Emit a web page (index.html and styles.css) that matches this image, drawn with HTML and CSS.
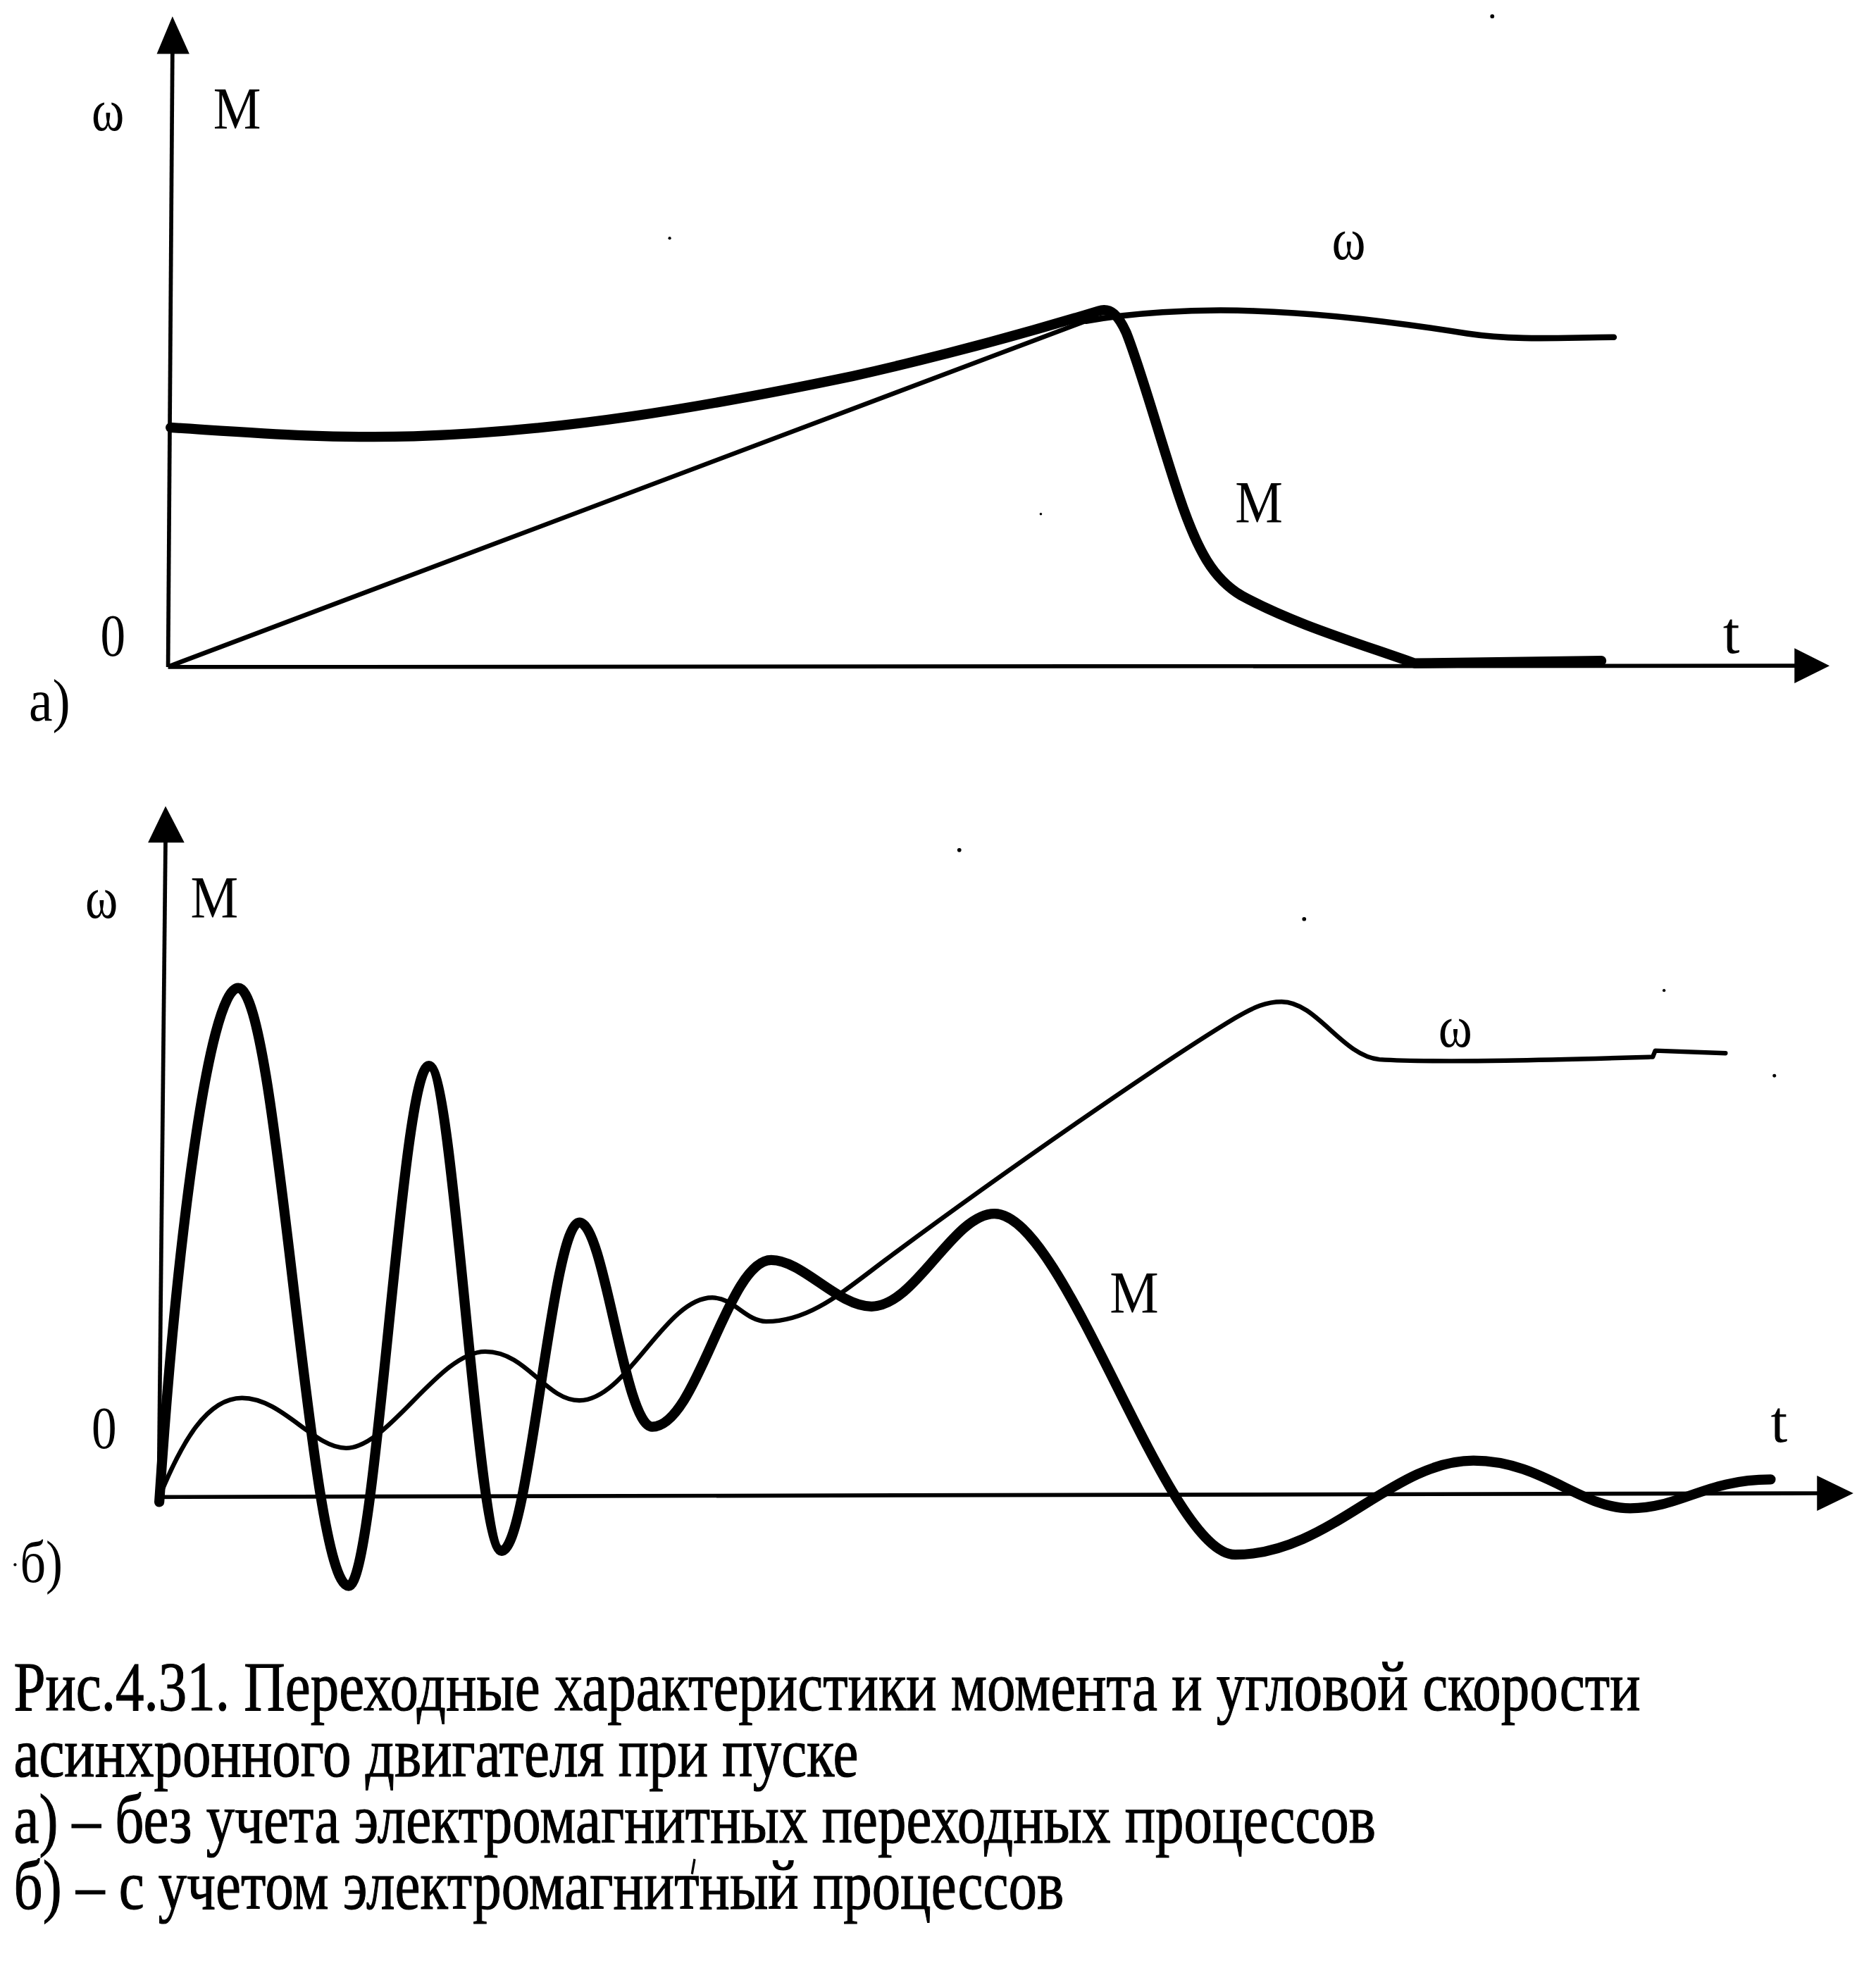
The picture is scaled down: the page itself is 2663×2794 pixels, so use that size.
FILE: index.html
```html
<!DOCTYPE html>
<html lang="ru">
<head>
<meta charset="utf-8">
<title>Рис.4.31</title>
<link rel="stylesheet" href="styles.css">
</head>
<body>
<figure class="fig">
  <svg class="chart chart-a" viewBox="0 0 1496 600" xmlns="http://www.w3.org/2000/svg">
    <line class="axis" x1="137.5" y1="40" x2="134" y2="532"/>
    <polygon class="arrow" points="137.5,13 125,43 151,43"/>
    <line class="axis" x1="134" y1="532" x2="1436" y2="531"/>
    <polygon class="arrow" points="1459,531 1431,517 1431,545"/>
    <path class="curve-w" d="M136,531 L866,256"/>
    <path class="curve-w2" d="M866,256 C900,250 950,246 1000,248 C1060,250 1120,258 1170,266 C1210,272 1250,269 1287,269"/>
    <path class="curve-m" d="M136,341 C200,345 260,350 330,348 C450,344 560,325 680,300 C760,282 830,262 876,248 C886,245 892,252 898,265 C910,295 925,350 940,395 C955,440 968,462 990,475 C1030,497 1080,512 1128,529 L1277,527"/>
    <text class="lbl" x="73" y="104" textLength="26" lengthAdjust="spacingAndGlyphs">ω</text>
    <text class="lbl" x="170" y="103" textLength="38" lengthAdjust="spacingAndGlyphs">M</text>
    <text class="lbl" x="80" y="523" textLength="20" lengthAdjust="spacingAndGlyphs">0</text>
    <text class="lbl" x="23" y="575" textLength="33" lengthAdjust="spacingAndGlyphs">а)</text>
    <text class="lbl" x="1374" y="521">t</text>
    <text class="lbl" x="1062" y="207" textLength="27" lengthAdjust="spacingAndGlyphs">ω</text>
    <text class="lbl" x="985" y="417" textLength="38" lengthAdjust="spacingAndGlyphs">M</text>
    <circle class="speck" cx="1190" cy="13" r="1.6"/>
    <circle class="speck" cx="534" cy="190" r="1.2"/>
    <circle class="speck" cx="830" cy="410" r="1"/>
  </svg>
  <svg class="chart chart-b" viewBox="0 600 1496 700" xmlns="http://www.w3.org/2000/svg">
    <line class="axis" x1="132" y1="668" x2="126.5" y2="1196"/>
    <polygon class="arrow" points="132,643 118,672 147,672"/>
    <line class="axis" x1="126" y1="1194" x2="1452" y2="1191"/>
    <polygon class="arrow" points="1478,1191 1449,1177 1449,1205"/>
    <path class="curve-w" d="M127,1194 C145,1150 165,1115 193,1115 C225,1115 250,1155 276,1155 C310,1155 350,1078 387,1078 C420,1078 435,1117 462,1117 C500,1117 530,1035 568,1035 C585,1035 595,1054 611,1054 C645,1054 670,1032 706,1005 C800,935 930,845 985,812 C1000,803 1010,799 1022,799 C1050,799 1070,842 1100,845 C1150,848 1250,845 1318,843 L1320,838 L1376,840"/>
    <path class="curve-m" d="M127,1198 C140,1000 166,788 190,788 C222,788 246,1265 278,1265 C300,1265 320,850 342,850 C362,850 380,1237 400,1237 C422,1237 440,975 462,975 C482,975 498,1138 520,1138 C556,1138 580,1005 615,1005 C640,1005 668,1042 695,1042 C730,1042 760,968 793,968 C850,968 930,1240 985,1240 C1060,1240 1110,1165 1175,1165 C1230,1165 1260,1203 1300,1203 C1340,1203 1360,1180 1412,1180"/>
    <text class="lbl" x="68" y="732" textLength="26" lengthAdjust="spacingAndGlyphs">ω</text>
    <text class="lbl" x="152" y="732" textLength="38" lengthAdjust="spacingAndGlyphs">M</text>
    <text class="lbl" x="73" y="1155" textLength="20" lengthAdjust="spacingAndGlyphs">0</text>
    <text class="lbl" x="16" y="1262" textLength="34" lengthAdjust="spacingAndGlyphs">б)</text>
    <text class="lbl" x="1412" y="1150">t</text>
    <text class="lbl" x="1147" y="835" textLength="27" lengthAdjust="spacingAndGlyphs">ω</text>
    <text class="lbl" x="885" y="1047" textLength="39" lengthAdjust="spacingAndGlyphs">M</text>
    <circle class="speck" cx="765" cy="678" r="1.6"/>
    <circle class="speck" cx="1040" cy="733" r="1.6"/>
    <circle class="speck" cx="1327" cy="790" r="1.2"/>
    <circle class="speck" cx="1415" cy="858" r="1.4"/>
    <circle class="speck" cx="12" cy="1248" r="1.2"/>
  </svg>
  <figcaption class="caption">
    <p class="line">Рис.4.31. Переходные характеристики момента и угловой скорости</p>
    <p class="line">асинхронного двигателя при пуске</p>
    <p class="line">а) – без учета электромагнитных переходных процессов</p>
    <p class="line">б) – с учетом электромагни<span class="acc">т</span>ный процессов</p>
  </figcaption>
</figure>
</body>
</html>
```

FILE: styles.css
```css
html, body {
  margin: 0;
  padding: 0;
  background: #ffffff;
}

body {
  width: 2663px;
  height: 2794px;
  overflow: hidden;
  font-family: "Liberation Serif", "Times New Roman", serif;
  color: #000;
}

.fig {
  margin: 0;
  display: flex;
  flex-direction: column;
}

.chart {
  display: block;
  width: 2663px;
}

.chart-a {
  height: 1068px;
}

.chart-b {
  height: 1246px;
}

.axis {
  stroke: #000;
  stroke-width: 3.2;
  stroke-linecap: butt;
}

.arrow {
  fill: #000;
}

.curve-m {
  fill: none;
  stroke: #000;
  stroke-width: 8;
  stroke-linecap: round;
  stroke-linejoin: round;
}

.curve-w {
  fill: none;
  stroke: #000;
  stroke-width: 3.6;
  stroke-linecap: round;
  stroke-linejoin: round;
}

.curve-w2 {
  fill: none;
  stroke: #000;
  stroke-width: 4.8;
  stroke-linecap: round;
  stroke-linejoin: round;
}

.lbl {
  font-family: "Liberation Serif", "Times New Roman", serif;
  font-size: 48px;
  fill: #000;
}

.speck {
  fill: #000;
}

.caption {
  padding: 34px 0 0 24px;
  transform: scaleX(0.81);
  transform-origin: left top;
}

.line {
  margin: 0;
  font-size: 100px;
  line-height: 94px;
  white-space: nowrap;
  -webkit-text-stroke: 1.2px #000;
}

.acc {
  position: relative;
}

.acc::after {
  content: "";
  position: absolute;
  left: 72%;
  top: 18px;
  width: 4px;
  height: 22px;
  background: #000;
  transform: rotate(12deg);
}
```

....

All the lines above are to be reproduced exactly, except the pictures.

**FULL SOLUTION**
Emit a web page (index.html and styles.css) that matches this image, drawn with HTML and CSS.
The picture is scaled down: the page itself is 2663×2794 pixels, so use that size.
FILE: index.html
```html
<!DOCTYPE html>
<html lang="ru">
<head>
<meta charset="utf-8">
<title>Рис.4.31</title>
<link rel="stylesheet" href="styles.css">
</head>
<body>
<figure class="fig">
  <svg class="chart chart-a" viewBox="0 0 1496 600" xmlns="http://www.w3.org/2000/svg">
    <line class="axis" x1="137.5" y1="40" x2="134" y2="532"/>
    <polygon class="arrow" points="137.5,13 125,43 151,43"/>
    <line class="axis" x1="134" y1="532" x2="1436" y2="531"/>
    <polygon class="arrow" points="1459,531 1431,517 1431,545"/>
    <path class="curve-w" d="M136,531 L866,256"/>
    <path class="curve-w2" d="M866,256 C900,250 950,246 1000,248 C1060,250 1120,258 1170,266 C1210,272 1250,269 1287,269"/>
    <path class="curve-m" d="M136,341 C200,345 260,350 330,348 C450,344 560,325 680,300 C760,282 830,262 876,248 C886,245 892,252 898,265 C910,295 925,350 940,395 C955,440 968,462 990,475 C1030,497 1080,512 1128,529 L1277,527"/>
    <text class="lbl" x="73" y="104" textLength="26" lengthAdjust="spacingAndGlyphs">ω</text>
    <text class="lbl" x="170" y="103" textLength="38" lengthAdjust="spacingAndGlyphs">M</text>
    <text class="lbl" x="80" y="523" textLength="20" lengthAdjust="spacingAndGlyphs">0</text>
    <text class="lbl" x="23" y="575" textLength="33" lengthAdjust="spacingAndGlyphs">а)</text>
    <text class="lbl" x="1374" y="521">t</text>
    <text class="lbl" x="1062" y="207" textLength="27" lengthAdjust="spacingAndGlyphs">ω</text>
    <text class="lbl" x="985" y="417" textLength="38" lengthAdjust="spacingAndGlyphs">M</text>
    <circle class="speck" cx="1190" cy="13" r="1.6"/>
    <circle class="speck" cx="534" cy="190" r="1.2"/>
    <circle class="speck" cx="830" cy="410" r="1"/>
  </svg>
  <svg class="chart chart-b" viewBox="0 600 1496 700" xmlns="http://www.w3.org/2000/svg">
    <line class="axis" x1="132" y1="668" x2="126.5" y2="1196"/>
    <polygon class="arrow" points="132,643 118,672 147,672"/>
    <line class="axis" x1="126" y1="1194" x2="1452" y2="1191"/>
    <polygon class="arrow" points="1478,1191 1449,1177 1449,1205"/>
    <path class="curve-w" d="M127,1194 C145,1150 165,1115 193,1115 C225,1115 250,1155 276,1155 C310,1155 350,1078 387,1078 C420,1078 435,1117 462,1117 C500,1117 530,1035 568,1035 C585,1035 595,1054 611,1054 C645,1054 670,1032 706,1005 C800,935 930,845 985,812 C1000,803 1010,799 1022,799 C1050,799 1070,842 1100,845 C1150,848 1250,845 1318,843 L1320,838 L1376,840"/>
    <path class="curve-m" d="M127,1198 C140,1000 166,788 190,788 C222,788 246,1265 278,1265 C300,1265 320,850 342,850 C362,850 380,1237 400,1237 C422,1237 440,975 462,975 C482,975 498,1138 520,1138 C556,1138 580,1005 615,1005 C640,1005 668,1042 695,1042 C730,1042 760,968 793,968 C850,968 930,1240 985,1240 C1060,1240 1110,1165 1175,1165 C1230,1165 1260,1203 1300,1203 C1340,1203 1360,1180 1412,1180"/>
    <text class="lbl" x="68" y="732" textLength="26" lengthAdjust="spacingAndGlyphs">ω</text>
    <text class="lbl" x="152" y="732" textLength="38" lengthAdjust="spacingAndGlyphs">M</text>
    <text class="lbl" x="73" y="1155" textLength="20" lengthAdjust="spacingAndGlyphs">0</text>
    <text class="lbl" x="16" y="1262" textLength="34" lengthAdjust="spacingAndGlyphs">б)</text>
    <text class="lbl" x="1412" y="1150">t</text>
    <text class="lbl" x="1147" y="835" textLength="27" lengthAdjust="spacingAndGlyphs">ω</text>
    <text class="lbl" x="885" y="1047" textLength="39" lengthAdjust="spacingAndGlyphs">M</text>
    <circle class="speck" cx="765" cy="678" r="1.6"/>
    <circle class="speck" cx="1040" cy="733" r="1.6"/>
    <circle class="speck" cx="1327" cy="790" r="1.2"/>
    <circle class="speck" cx="1415" cy="858" r="1.4"/>
    <circle class="speck" cx="12" cy="1248" r="1.2"/>
  </svg>
  <figcaption class="caption">
    <p class="line">Рис.4.31. Переходные характеристики момента и угловой скорости</p>
    <p class="line">асинхронного двигателя при пуске</p>
    <p class="line">а) – без учета электромагнитных переходных процессов</p>
    <p class="line">б) – с учетом электромагни<span class="acc">т</span>ный процессов</p>
  </figcaption>
</figure>
</body>
</html>
```

FILE: styles.css
```css
html, body {
  margin: 0;
  padding: 0;
  background: #ffffff;
}

body {
  width: 2663px;
  height: 2794px;
  overflow: hidden;
  font-family: "Liberation Serif", "Times New Roman", serif;
  color: #000;
}

.fig {
  margin: 0;
  display: flex;
  flex-direction: column;
}

.chart {
  display: block;
  width: 2663px;
}

.chart-a {
  height: 1068px;
}

.chart-b {
  height: 1246px;
}

.axis {
  stroke: #000;
  stroke-width: 3.2;
  stroke-linecap: butt;
}

.arrow {
  fill: #000;
}

.curve-m {
  fill: none;
  stroke: #000;
  stroke-width: 8;
  stroke-linecap: round;
  stroke-linejoin: round;
}

.curve-w {
  fill: none;
  stroke: #000;
  stroke-width: 3.6;
  stroke-linecap: round;
  stroke-linejoin: round;
}

.curve-w2 {
  fill: none;
  stroke: #000;
  stroke-width: 4.8;
  stroke-linecap: round;
  stroke-linejoin: round;
}

.lbl {
  font-family: "Liberation Serif", "Times New Roman", serif;
  font-size: 48px;
  fill: #000;
}

.speck {
  fill: #000;
}

.caption {
  padding: 34px 0 0 24px;
  transform: scaleX(0.81);
  transform-origin: left top;
}

.line {
  margin: 0;
  font-size: 100px;
  line-height: 94px;
  white-space: nowrap;
  -webkit-text-stroke: 1.2px #000;
}

.acc {
  position: relative;
}

.acc::after {
  content: "";
  position: absolute;
  left: 72%;
  top: 18px;
  width: 4px;
  height: 22px;
  background: #000;
  transform: rotate(12deg);
}
```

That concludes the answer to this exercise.